The further sittings showed a tendency to be given up to rambling and desultory talks. President Kruger could not be held to the statesmanlike point of the High Commissioner, which was the reconstruction of the franchise laws, so as to give a measure of representation to foreigners by granting a vote upon a five years' residence.

He talked of widely different things-settlement of

the Jameson Raid indemnity, incorporation of Swaziland, and arbitration. Sir Alfred Milner, on the other hand, hoped to crystallise his efforts into an attempt to get a franchise law which would put the Uitlanders in a direct way of settling all other grievances for themselves.

Finally, on the fifth day, President Kruger produced a Reform Bill which had but a faint resemblance to anything the High Commissioner had proposed.

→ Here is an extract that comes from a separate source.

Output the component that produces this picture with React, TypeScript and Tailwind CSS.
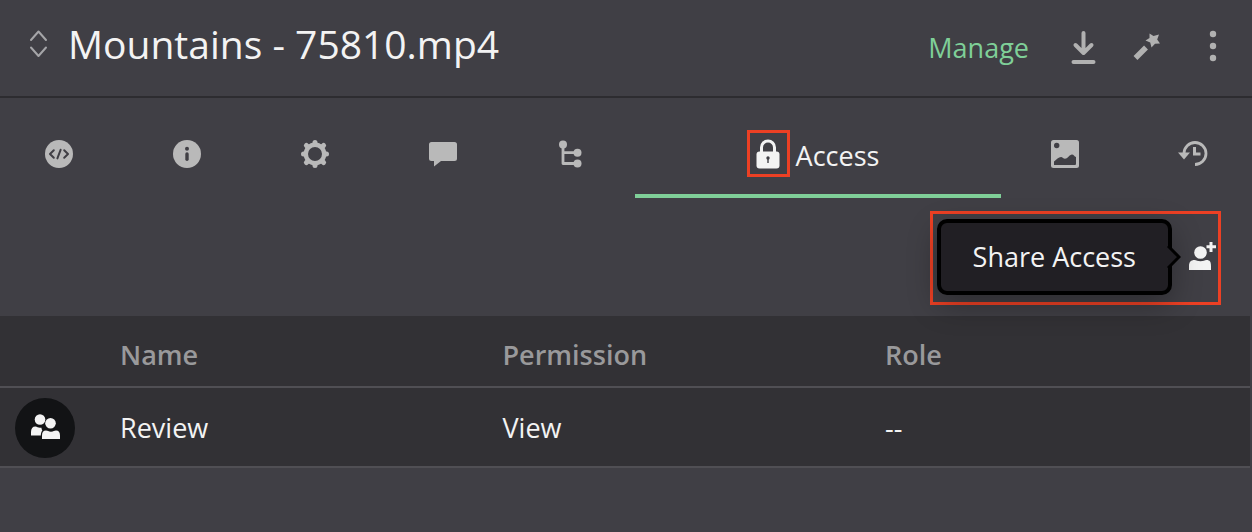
import type { ReactNode } from "react";

type TabItem = {
  id: string;
  label: string;
  icon: ReactNode;
};

const tabs: TabItem[] = [
  {
    id: "metadata",
    label: "Metadata",
    icon: (
      <svg width="28" height="28" viewBox="0 0 28 28" fill="none" aria-hidden="true">
        <circle cx="14" cy="14" r="14" fill="#b9b9b9" />
        <path d="M8.8 10.2 5 14l3.8 3.8M19.2 10.2 23 14l-3.8 3.8M15.6 9.8l-3.2 8.6" stroke="#403f45" strokeWidth="2" strokeLinecap="round" strokeLinejoin="round" />
      </svg>
    ),
  },
  {
    id: "info",
    label: "Info",
    icon: (
      <svg width="28" height="28" viewBox="0 0 28 28" fill="none" aria-hidden="true">
        <circle cx="14" cy="14" r="14" fill="#b9b9b9" />
        <circle cx="14" cy="8.8" r="2" fill="#403f45" />
        <path d="M14 14v5.2" stroke="#403f45" strokeWidth="3.4" strokeLinecap="round" />
      </svg>
    ),
  },
  {
    id: "settings",
    label: "Settings",
    icon: (
      <svg width="28" height="28" viewBox="0 0 28 28" fill="none" stroke="#b9b9b9" aria-hidden="true">
        <circle cx="14" cy="14" r="9.2" strokeWidth="4.4" />
        <path d="M14 2.500v2M14 23.500v2M2.500 14h2M23.500 14h2M5.400 5.400l1.400 1.400M21.200 21.200l1.400 1.400M5.400 22.600l1.400-1.400M21.200 6.800l1.400-1.400" strokeWidth="5" strokeLinecap="round" />
      </svg>
    ),
  },
  {
    id: "comments",
    label: "Comments",
    icon: (
      <svg width="28" height="28" viewBox="0 0 28 28" fill="#b9b9b9" aria-hidden="true">
        <path d="M2.5 2h23A2.5 2.5 0 0 1 28 4.500v14a2.500 2.500 0 0 1-2.500 2.500H12l-7 5.500V21H2.500A2.500 2.500 0 0 1 0 18.500v-14A2.500 2.500 0 0 1 2.500 2Z" />
      </svg>
    ),
  },
  {
    id: "relations",
    label: "Relations",
    icon: (
      <svg width="28" height="28" viewBox="0 0 28 28" fill="#b9b9b9" aria-hidden="true">
        <path d="M6 4v19.500h15M6 12.700h15" fill="none" stroke="#b9b9b9" strokeWidth="2.800" strokeLinejoin="round" />
        <circle cx="6" cy="4.500" r="4" />
        <circle cx="20.500" cy="12.700" r="4" />
        <circle cx="20.500" cy="23.500" r="4" />
      </svg>
    ),
  },
  {
    id: "access",
    label: "Access",
    icon: (
      <svg width="24" height="30" viewBox="0 0 24 30" fill="none" aria-hidden="true">
        <path d="M5.500 14V8.500a6.500 6.500 0 0 1 13 0V14" stroke="#f3f3f3" strokeWidth="3" />
        <rect x="0.500" y="12.500" width="23" height="17" rx="3" fill="#f3f3f3" />
        <circle cx="12" cy="19" r="1.700" fill="#403f45" />
        <path d="M12 19v5" stroke="#403f45" strokeWidth="1.400" />
      </svg>
    ),
  },
  {
    id: "thumbnail",
    label: "Thumbnail",
    icon: (
      <svg width="28" height="28" viewBox="0 0 28 28" fill="#b9b9b9" aria-hidden="true">
        <rect width="28" height="28" rx="2.500" />
        <circle cx="5.700" cy="5.500" r="2.700" fill="#403f45" />
        <path d="M3 25v-3.500c2.500-2 4.500-4.500 7-4.500 1.500 0 2.500 1.800 4 1.800 2.500 0 4.500-4.300 7-4.300 1.700 0 2.300 2 4 2.500v6.500c0 1-.5 1.500-1.500 1.500Z" fill="#403f45" />
      </svg>
    ),
  },
  {
    id: "history",
    label: "History",
    icon: (
      <svg width="30" height="28" viewBox="0 0 30 28" fill="none" aria-hidden="true">
        <path d="M6 13.500a11 11 0 1 1 11 11" stroke="#b9b9b9" strokeWidth="2.800" />
        <path d="M0 12.500h12L6 19.500Z" fill="#b9b9b9" />
        <path d="M16.500 7v7h6" stroke="#b9b9b9" strokeWidth="3" />
      </svg>
    ),
  },
];

const members = [{ name: "Review", permission: "View", role: "--" }];

const columns = [
  { label: "Name", width: "w-[30.6%]" },
  { label: "Permission", width: "w-[30.6%]" },
  { label: "Role", width: "w-auto" },
];

function Header() {
  return (
    <header className="flex h-[98px] items-center border-b-2 border-[#2d2c30] pr-[35px] pl-7">
      <button type="button" aria-label="Switch asset" className="mr-5 -mt-2">
        <svg width="20" height="30" viewBox="0 0 20 30" fill="none" stroke="#a5a5a8" strokeWidth="2" strokeLinecap="round" strokeLinejoin="round" aria-hidden="true">
          <path d="M3 11l7.500-8.500L18 11M3 18.500l7.500 8.500 7.500-8.500" />
        </svg>
      </button>
      <h1 className="min-w-0 flex-1 truncate pb-2 text-[39px] leading-[56px]">
        Mountains - 75810.mp4
      </h1>
      <div className="flex shrink-0 items-center pb-1">
        <a href="#manage" className="pt-1 text-[27px] leading-10 text-[#7fcf98]">
          Manage
        </a>
        <button type="button" aria-label="Download" className="ml-10">
          <svg width="28" height="36" viewBox="0 0 28 36" fill="none" stroke="#b1b1b1" strokeWidth="4" strokeLinecap="round" strokeLinejoin="round" aria-hidden="true">
            <path d="M14.500 5v19M6.500 17l8 8 8-8M4.500 34h20" />
          </svg>
        </button>
        <button type="button" aria-label="Enhance" className="ml-9">
          <svg width="28" height="28" viewBox="0 0 28 28" fill="#b1b1b1" aria-hidden="true">
            <path d="M2.500 26 13 15.500" stroke="#b1b1b1" strokeWidth="5.500" />
            <path d="M16.500 1.500 20.500 4l5.500-1.500-1.800 5L27 11.500l-5 .3L18.500 15.500l-1.300-5L12.500 8.500l4-2.500Z" />
          </svg>
        </button>
        <button type="button" aria-label="More options" className="ml-12">
          <svg width="8" height="32" viewBox="0 0 8 32" fill="#b1b1b1" aria-hidden="true">
            <circle cx="4" cy="4" r="3.200" />
            <circle cx="4" cy="16" r="3.200" />
            <circle cx="4" cy="28" r="3.200" />
          </svg>
        </button>
      </div>
    </header>
  );
}

function Tabs({ active }: { active: string }) {
  return (
    <nav className="-mx-[5px] flex h-[100px]" role="tablist">
      {tabs.map((tab) =>
        tab.id === active ? (
          <button
            key={tab.id}
            type="button"
            role="tab"
            aria-selected="true"
            className="flex w-[29%] items-center justify-center gap-[6px] border-b-4 border-[#7fcf98] pt-[15px] pr-[10px]"
          >
            <span className="flex h-[47px] w-[43px] items-center justify-center border-[3px] border-[#ec4024]">
              {tab.icon}
            </span>
            <span className="pt-1 text-[27px] leading-10">{tab.label}</span>
          </button>
        ) : (
          <button
            key={tab.id}
            type="button"
            role="tab"
            aria-selected="false"
            aria-label={tab.label}
            className="flex flex-1 items-center justify-center border-b-4 border-transparent pt-[15px]"
          >
            {tab.icon}
          </button>
        )
      )}
    </nav>
  );
}

function ShareBar() {
  return (
    <div className="flex justify-end pt-[13px] pr-[31px] pb-[11px]">
      <div className="flex items-center border-[3px] border-[#ec4024] pt-[5px] pr-[2px] pb-[7px] pl-1">
        <div
          role="tooltip"
          id="share-tip"
          className="relative mr-4 rounded-[10px] border-4 border-black bg-[#211f24] px-8 py-[14px] text-[27px] leading-10 shadow-[0_10px_30px_rgba(0,0,0,0.3)]"
        >
          Share Access
          <svg className="absolute top-1/2 -right-[13px] -translate-y-1/2" width="14" height="24" viewBox="0 0 14 24" fill="none" aria-hidden="true">
            <path d="M0 1v22h1L12 12 1 1Z" fill="#211f24" />
            <path d="M1 1l11 11L1 23" stroke="#000" strokeWidth="3" />
          </svg>
        </div>
        <button type="button" aria-label="Share Access" aria-describedby="share-tip">
          <svg width="28" height="30" viewBox="0 0 28 30" fill="#f3f3f3" aria-hidden="true">
            <circle cx="12.500" cy="10.500" r="6.300" />
            <path d="M1 28v-4c0-4 2-6 5.500-6 2 0 3 1.300 6 1.300s4-1.300 6-1.300c3.500 0 4.500 2 4.500 6v4Z" />
            <path d="M23 0v10M18.500 4.700h9.500" stroke="#f3f3f3" strokeWidth="3" />
          </svg>
        </button>
      </div>
    </div>
  );
}

function GroupAvatar() {
  return (
    <span className="flex size-[60px] items-center justify-center rounded-full bg-[#121315]">
      <svg width="30" height="28" viewBox="0 0 30 28" fill="#f3f3f3" aria-hidden="true">
        <circle cx="10" cy="5.500" r="5.300" />
        <circle cx="20.500" cy="9.300" r="5.300" />
        <path d="M1 21.500v-3.500c0-3.500 1.500-5.500 4.500-5.500 1.500 0 2.500 1.300 4.500 1.300h1.500c0 1.200.3 1.900.8 2.700-1 1-1.500 3-1.500 5Z" />
        <path d="M12 25v-3.500c0-3.500 1.300-5 4-5 1.700 0 2.500 1.200 5 1.200s3.300-1.200 5-1.200c2.700 0 4 1.500 4 5V25Z" />
      </svg>
    </span>
  );
}

function AccessTable() {
  return (
    <div className="pr-[2px]">
      <table className="w-full table-fixed border-collapse bg-[#323135] text-left text-[27px] leading-10">
        <thead>
          <tr className="h-[71px] border-b-2 border-[#504f54]">
            <th className="w-[120px]" aria-label="Type" />
            {columns.map((column) => (
              <th key={column.label} scope="col" className={`p-0 pt-2 font-semibold text-[#99999b] ${column.width}`}>
                {column.label}
              </th>
            ))}
          </tr>
        </thead>
        <tbody>
          {members.map((member) => (
            <tr key={member.name} className="h-20 border-b-2 border-[#504f54]">
              <td className="p-0 pt-[2px] pl-[15px]">
                <GroupAvatar />
              </td>
              <td className="p-0 pt-[2px]">{member.name}</td>
              <td className="p-0 pt-[2px]">{member.permission}</td>
              <td className="p-0 pt-[2px]">{member.role}</td>
            </tr>
          ))}
        </tbody>
      </table>
    </div>
  );
}

export default function App() {
  return (
    <main className="min-h-screen overflow-hidden bg-[#403f45] font-['Open_Sans',sans-serif] text-[#f3f3f3]">
      <Header />
      <Tabs active="access" />
      <ShareBar />
      <AccessTable />
    </main>
  );
}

In this Bill it was provided that new-comers must register at once, give half a year's notice of intent to apply for naturalisation, which could be obtained in two years thereafter, to be followed in five years by the right of suffrage.

This was unacceptable to Sir Alfred Milner, and nothing more favourable or final resulted from the conference. Autumn followed, the British began to move their troops nearer to the frontiers of the Free State and the Transvaal, and the Boers demanded their return to England. In October they declared it to be their ultimatum that unless the troops were recalled they would resort to war, and thus they, who had been for years preparing for it by equipping themselves with modern weapons and the building of forts, began the fighting. It had been England's plan not to move a great force into Africa until it was needed, and to act upon the defensive until the large body necessary for a speedy solution of the contest should arrive. This

programme she maintained with excessive losses, especially of her officers, at Glencoe and Elandslaagte in mid-October, when the Boers forced the fighting on the Natal frontier.

PART II1

THE BOER ULTIMATUM AND ARMAMENT

WAR became officially inevitable on the 9th of October, 1899. Unofficially, it had been inevitable for nearly twenty years. During the whole of that period the Transvaal and the Free State Governments had been arming themselves, upon a scale entirely inconsistent with any mere purpose of maintaining their position among South African States. They were in no danger of aggression from their white neighbours, and they were already sufficiently armed to safeguard them against native risings.

The warlike preparations assumed, after the Jameson Raid, proportions which told all too plainly the end in view. An enormous number of field guns of the latest Krupp and Creusot patterns, guns of position, such as the famous "Long Tom," Mauser rifles by the hundred thousand, and cartridges by tens of millions, were poured into Pretoria and Bloemfontein, mainly through the ordinary trade avenues of Cape Colony and Natal. The British Government took no notice of all this,

1 This section and Chapter VII, have been prepared in London, under the author's direction, as his absence at the seat of war made it impossible for him to consult the records, and gather the material himself.